Select the lines that hold the word "this" and copy each one.
===== STORED DATA =====
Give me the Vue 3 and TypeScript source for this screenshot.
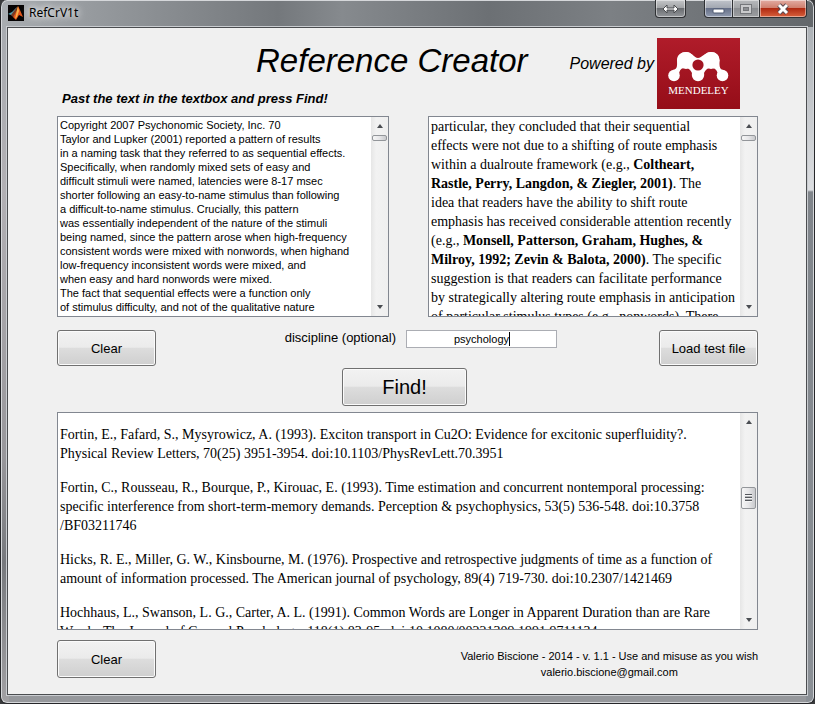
<script setup lang="ts">
import { ref } from 'vue'

interface Run {
  text: string
  bold?: boolean
}

const initialSource = `Copyright 2007 Psychonomic Society, Inc. 70
Taylor and Lupker (2001) reported a pattern of results
in a naming task that they referred to as sequential effects.
Specifically, when randomly mixed sets of easy and
difficult stimuli were named, latencies were 8-17 msec
shorter following an easy-to-name stimulus than following
a difficult-to-name stimulus. Crucially, this pattern
was essentially independent of the nature of the stimuli
being named, since the pattern arose when high-frequency
consistent words were mixed with nonwords, when highand
low-frequency inconsistent words were mixed, and
when easy and hard nonwords were mixed.
The fact that sequential effects were a function only
of stimulus difficulty, and not of the qualitative nature`

const source = ref(initialSource)
const discipline = ref('psychology')

const annotated: Run[][] = [
  [{ text: 'particular, they concluded that their sequential' }],
  [{ text: 'effects were not due to a shifting of route emphasis' }],
  [{ text: 'within a dualroute framework (e.g., ' }, { text: 'Coltheart,', bold: true }],
  [{ text: 'Rastle, Perry, Langdon, & Ziegler, 2001)', bold: true }, { text: '. The' }],
  [{ text: 'idea that readers have the ability to shift route' }],
  [{ text: 'emphasis has received considerable attention recently' }],
  [{ text: '(e.g., ' }, { text: 'Monsell, Patterson, Graham, Hughes, &', bold: true }],
  [{ text: 'Milroy, 1992; Zevin & Balota, 2000)', bold: true }, { text: '. The specific' }],
  [{ text: 'suggestion is that readers can facilitate performance' }],
  [{ text: 'by strategically altering route emphasis in anticipation' }],
  [{ text: 'of particular stimulus types (e.g., nonwords). There' }],
]

const references = ref<string[][]>([
  [
    'Fortin, E., Fafard, S., Mysyrowicz, A. (1993). Exciton transport in Cu2O: Evidence for excitonic superfluidity?.',
    'Physical Review Letters, 70(25) 3951-3954. doi:10.1103/PhysRevLett.70.3951',
  ],
  [
    'Fortin, C., Rousseau, R., Bourque, P., Kirouac, E. (1993). Time estimation and concurrent nontemporal processing:',
    'specific interference from short-term-memory demands. Perception & psychophysics, 53(5) 536-548. doi:10.3758',
    '/BF03211746',
  ],
  [
    'Hicks, R. E., Miller, G. W., Kinsbourne, M. (1976). Prospective and retrospective judgments of time as a function of',
    'amount of information processed. The American journal of psychology, 89(4) 719-730. doi:10.2307/1421469',
  ],
  [
    'Hochhaus, L., Swanson, L. G., Carter, A. L. (1991). Common Words are Longer in Apparent Duration than are Rare',
    'Words. The Journal of General Psychology, 118(1) 83-95. doi:10.1080/00221309.1991.9711134',
  ],
])
</script>

<template>
  <div class="window">
    <header class="titlebar">
      <svg class="app-icon" viewBox="0 0 16 16" aria-hidden="true">
        <rect width="16" height="16" fill="#050303" />
        <path d="M0 9 L4 7 L7 4 L9 2 L7 8 L5 11 L3 10 Z" fill="#4f9fae" />
        <path d="M3 10 L6 6 L9 2 L8 8 L5 12 Z" fill="#7a3a22" />
        <path d="M5 12 L8 7 L10 1 L12 5 L15 12 L11 10 L8 15 Z" fill="#e2551b" />
        <path d="M9 5 L10 1 L11 6 L9 12 L7 14 Z" fill="#f8b04a" />
      </svg>
      <span class="caption">RefCrV1t</span>
      <button class="chrome swap" type="button" aria-label="Switch display">
        <svg viewBox="0 0 17 10" width="17" height="10">
          <path d="M1 5 L5 1 V4 H12 V1 L16 5 L12 9 V6 H5 V9 Z" fill="#fff" stroke="#4b4d50" stroke-width="1" />
        </svg>
      </button>
      <div class="chrome-group">
        <button class="chrome min" type="button" aria-label="Minimize">
          <svg viewBox="0 0 13 10" width="13" height="10">
            <rect x="1" y="5" width="11" height="4" rx="1" fill="#fff" stroke="#4f5a73" />
          </svg>
        </button>
        <button class="chrome max" type="button" aria-label="Maximize">
          <svg viewBox="0 0 12 10" width="12" height="10">
            <path d="M2 2 H10 V8 H2 Z" fill="none" stroke="#75777b" stroke-width="4" />
            <path d="M2 2 H10 V8 H2 Z" fill="none" stroke="#c9cacc" stroke-width="2" />
          </svg>
        </button>
        <button class="chrome close" type="button" aria-label="Close">
          <svg viewBox="0 0 14 12" width="14" height="12">
            <path d="M3 2 L11 10 M11 2 L3 10" stroke="#5a4a52" stroke-width="5" />
            <path d="M3 2 L11 10 M11 2 L3 10" stroke="#fff" stroke-width="3" />
          </svg>
        </button>
      </div>
    </header>

    <main class="client">
      <section class="head">
        <div class="head-text">
          <h1>Reference Creator</h1>
          <label class="hint" for="source">Past the text in the textbox and press Find!</label>
        </div>
        <span class="powered">Powered by</span>
        <svg class="logo" viewBox="0 0 83 71" role="img" aria-label="Mendeley">
          <defs>
            <linearGradient id="red" x1="0" y1="0" x2="0" y2="1">
              <stop offset="0" stop-color="#b01c2a" />
              <stop offset="1" stop-color="#950d18" />
            </linearGradient>
          </defs>
          <rect width="83" height="71" fill="url(#red)" />
          <path
            fill="#fff"
            d="M20 22 C20 17 24 14 29 14 C35 14 37 20 41 20 C45 20 48 14 54 14 C59 14 62.500 17 62.500 22 C62.500 27 62 31 66 32 L61 36 C59 28 50 28 47 35 L35 35 C32 28 23 28 22 36 L16 32 C21 31 20 27 20 22 Z"
          />
          <circle cx="29" cy="22.500" r="8.500" fill="#fff" />
          <circle cx="54" cy="22.500" r="8.500" fill="#fff" />
          <circle cx="17" cy="37.500" r="5.800" fill="#fff" />
          <circle cx="41" cy="37" r="6.200" fill="#fff" />
          <circle cx="65.500" cy="37.500" r="5.800" fill="#fff" />
          <circle cx="41" cy="27" r="5.600" fill="#a21522" />
          <text x="41.500" y="56" text-anchor="middle" class="logo-text">MENDELEY</text>
        </svg>
      </section>

      <section class="panes">
        <div class="pane">
          <textarea id="source" v-model="source" class="source" wrap="off" spellcheck="false"></textarea>
          <div class="scrollbar" aria-hidden="true">
            <span class="arrow up"></span>
            <span class="thumb short"></span>
            <span class="arrow down"></span>
          </div>
        </div>
        <div class="pane">
          <div class="document">
            <div v-for="(line, i) in annotated" :key="i" class="line">
              <template v-for="(run, j) in line" :key="j"><b v-if="run.bold">{{ run.text }}</b><template v-else>{{ run.text }}</template></template>
            </div>
          </div>
          <div class="scrollbar" aria-hidden="true">
            <span class="arrow up"></span>
            <span class="thumb short"></span>
            <span class="arrow down"></span>
          </div>
        </div>
      </section>

      <section class="controls">
        <button class="btn" type="button" @click="source = ''">Clear</button>
        <div class="field">
          <label for="discipline">discipline (optional)</label>
          <div class="entry">
            <input id="discipline" v-model="discipline" type="text" size="1" />
            <span class="caret" aria-hidden="true"></span>
          </div>
        </div>
        <button class="btn" type="button" @click="source = initialSource">Load test file</button>
      </section>

      <div class="find-row">
        <button class="btn find" type="button">Find!</button>
      </div>

      <section class="pane results">
        <div class="document">
          <div v-for="(entry, i) in references" :key="i" class="entry-block">
            <div v-for="line in entry" :key="line" class="line">{{ line }}</div>
          </div>
        </div>
        <div class="scrollbar" aria-hidden="true">
          <span class="arrow up"></span>
          <span class="thumb grip"></span>
          <span class="arrow down"></span>
        </div>
      </section>

      <footer class="foot">
        <button class="btn" type="button" @click="references = []">Clear</button>
        <p class="credit">
          Valerio Biscione - 2014 - v. 1.1 - Use and misuse as you wish<br />valerio.biscione@gmail.com
        </p>
      </footer>
    </main>
  </div>
</template>

<style>
body {
  background: #3a3b3d;
}
</style>

<style scoped>
.window {
  box-sizing: border-box;
  min-height: 100vh;
  padding: 0 7px 8px 6px;
  display: flex;
  flex-direction: column;
  font-family: "Liberation Sans", Arial, sans-serif;
  color: #000;
  border: solid #26272a;
  border-width: 0 1px 1px;
  border-radius: 7px;
  background:
    linear-gradient(90deg, #a9adb1, #989ca0 10%, #74787c 34%, #868a8e 42%, #6c7074 60%, #7c8084 75%, #63676b) 0 0 / 100% 27px no-repeat,
    linear-gradient(#a6abb0, #dcdee1 190px, #80858b 192px, #8b9096) right / 8px 100% no-repeat,
    linear-gradient(#a7abb0, #b2b0b4 190px, #98979b 65%, #77797d 80%, #a2a1a4) left / 8px 100% no-repeat,
    #96989c;
  box-shadow: inset 0 0 0 1px #d5d7da;
}

.titlebar {
  display: flex;
  align-items: flex-start;
  height: 27px;
  padding-left: 1px;
}

.app-icon {
  width: 16px;
  height: 16px;
  margin-top: 5px;
}

.caption {
  flex: 1;
  padding-left: 5px;
  line-height: 25px;
  font-family: "Noto Sans", sans-serif;
  font-size: 12px;
  text-shadow: 0 0 6px #fff, 0 0 10px #fff;
}

.chrome {
  box-sizing: border-box;
  height: 18px;
  padding: 0;
  display: grid;
  place-items: center;
  border: 1px solid #2f3134;
  border-top: 0;
  background: linear-gradient(#c4c6c8, #a2a4a7 45%, #6a6d71 50%, #94979b);
  box-shadow: inset 0 0 0 1px rgb(255 255 255 / 45%);
}

.swap {
  width: 31px;
  margin-right: 18px;
  border-radius: 0 0 4px 4px;
}

.chrome-group {
  display: flex;
}

.min {
  width: 29px;
  border-radius: 0 0 0 4px;
  background: linear-gradient(#c0c4cb, #a3a8b2 45%, #667088 50%, #919bb0);
}

.max {
  width: 27px;
  border-left: 0;
  background: linear-gradient(#b8babd, #a2a4a7 45%, #8b8d91 50%, #9b9da0);
}

.close {
  width: 47px;
  border-left: 0;
  border-radius: 0 0 4px 0;
  background: linear-gradient(#e3aca3, #d0806f 45%, #b02a12 50%, #d8603c);
}

.client {
  flex: 1;
  padding: 10px 48px 8px 49px;
  border: 1px solid #4b4d50;
  background: #f0f0f0;
  box-shadow: 0 0 0 1px #c9ccd0;
}

.head {
  display: flex;
  align-items: flex-start;
  padding-right: 18px;
}

.head-text {
  flex: 1;
  display: flex;
  flex-direction: column;
  padding: 2px 42px 0 5px;
}

h1 {
  margin: 0;
  line-height: 42px;
  text-align: right;
  font-size: 33px;
  font-weight: 400;
  font-style: italic;
}

.hint {
  padding-top: 7px;
  line-height: 20px;
  font-size: 13px;
  font-weight: 700;
  font-style: italic;
}

.powered {
  line-height: 52px;
  font-size: 16px;
  font-style: italic;
}

.logo {
  width: 83px;
  height: 71px;
  margin-left: 3px;
}

.logo-text {
  font-family: "Liberation Serif", serif;
  font-size: 11px;
  fill: #fff;
}

.panes {
  display: grid;
  grid-template-columns: 332fr 330fr;
  gap: 39px;
  margin-top: 7px;
}

.pane {
  box-sizing: border-box;
  min-width: 0;
  height: 201px;
  display: flex;
  border: 1px solid #828790;
  background: #fff;
}

.source {
  flex: 1;
  min-width: 0;
  padding: 1px 2px;
  border: 0;
  outline: 0;
  resize: none;
  overflow: hidden;
  background: transparent;
  color: #000;
  font: 11px/14px "Liberation Sans", Arial, sans-serif;
  white-space: pre;
}

.document {
  flex: 1;
  min-width: 0;
  padding: 0 2px;
  overflow: hidden;
  font: 14px/19px "Liberation Serif", "Times New Roman", serif;
}

.line {
  white-space: pre;
}

.scrollbar {
  width: 17px;
  display: flex;
  flex-direction: column;
  align-items: center;
  background: linear-gradient(90deg, #e6e6e6, #f2f2f2 30%, #efefef);
}

.arrow {
  width: 17px;
  height: 18px;
  display: grid;
  place-items: center;
}

.arrow::before {
  content: "";
  border: 3px solid transparent;
}

.up::before {
  border-top: 0;
  border-bottom: 4px solid #4a4d52;
}

.down {
  margin-top: auto;
}

.down::before {
  border-bottom: 0;
  border-top: 4px solid #4a4d52;
}

.thumb {
  box-sizing: border-box;
  width: 15px;
  border: 1px solid #93969a;
  border-radius: 2px;
  background: linear-gradient(90deg, #f6f6f6, #e6e6e8 50%, #c9cacd);
}

.short {
  height: 6px;
}

.grip {
  height: 22px;
  margin-top: 56px;
  display: grid;
  place-items: center;
}

.grip::before {
  content: "";
  width: 7px;
  height: 8px;
  background: repeating-linear-gradient(#55585d 0 1px, #f4f4f4 1px 2px, #b5b7ba 2px 3px);
}

.controls {
  display: flex;
  align-items: flex-start;
  margin-top: 13px;
}

.btn {
  box-sizing: border-box;
  width: 99px;
  height: 36px;
  padding: 0;
  border: 1px solid #707070;
  border-radius: 3px;
  background: linear-gradient(#f2f2f2, #ebebeb 48%, #dddddd 50%, #cfcfcf);
  box-shadow: inset 0 0 0 1px #fbfbfb;
  color: #000;
  font: 13px "Liberation Sans", Arial, sans-serif;
}

.field {
  display: flex;
  gap: 10px;
  margin: 0 102px 0 auto;
  line-height: 16px;
  font-size: 13px;
}

.entry {
  position: relative;
  width: 151px;
}

.entry input {
  box-sizing: border-box;
  width: 100%;
  height: 18px;
  padding: 0;
  display: block;
  border: 1px solid #abadb3;
  outline: 0;
  background: #fff;
  color: #000;
  text-align: center;
  font: 11px "Liberation Sans", Arial, sans-serif;
}

.caret {
  position: absolute;
  top: 2px;
  left: 103px;
  width: 1px;
  height: 14px;
  background: #000;
}

.find-row {
  display: flex;
  justify-content: center;
  margin: 2px 0 6px;
  padding-right: 6px;
}

.find {
  width: 125px;
  height: 38px;
  font-size: 20px;
}

.results {
  height: 218px;
}

.results .document {
  padding-top: 12px;
}

.entry-block {
  margin-bottom: 15px;
}

.foot {
  display: flex;
  justify-content: space-between;
  align-items: flex-start;
  margin-top: 10px;
}

.foot .btn {
  height: 38px;
}

.credit {
  margin: 8px 0 0;
  line-height: 16px;
  text-align: center;
  font-size: 11px;
}
</style>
=====
WRITTEN SOLUTION:
Give me the Vue 3 and TypeScript source for this screenshot.
a difficult-to-name stimulus. Crucially, this pattern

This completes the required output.